2. A generalized linkage formula was used to track the movement of the ‘center’ of a cluster as new leaves were included. This formula required the use of an average distance. Because of a direct relation between the root mean squared error and the number of different words in a segment, an average distance was found by representing a dummy vector with a variable RMSE and rewriting the equation in terms of segment size. Essentially, what emerged was the distance of expected cluster movement, and a standard deviation to go with it.
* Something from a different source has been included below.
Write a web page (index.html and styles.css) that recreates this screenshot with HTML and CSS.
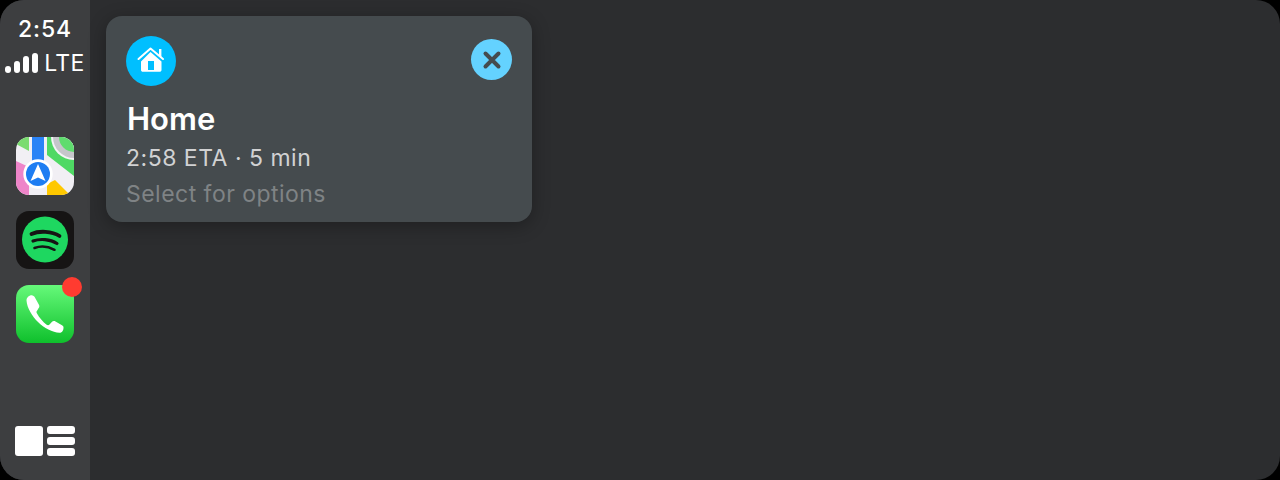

3. These two functions, the rewritten distance function and the generalized linkage function, were set against a variable representing the number of changes as given by the RMSE equation. This inequality was solved for segment size, giving a number below which there is a significant chance the linkage process will sort non-optimally (e.g. unwanted chaining for single linkage).
4. Then, for good measure, an error margin of ½ a standard deviation of the cluster movement was factored in and the resulting numbers rounded to the nearest multiple of one hundred. This ensures that users who follow the recommendations will consistently achieve mathematically significant results.1
This does not mean clustering with these sizes makes the choice of linkage or distance metric obsolete, nor does it mean that it guarantees there will always be no “undesirable effects” in the clustering process. These numbers were derived from a model that actively tries to ameliorate the impact of any single clustering event.
1 The results of one pair, Euclidean/Average, which were the previous default settings in Lexos, were checked by finding a curve of best fit for a given segment size while scaling the RMSE. The function was rotated by pi/4 and the local minimum found, corresponding to the value of the segment size previously deduced. (735.556… for those curious.)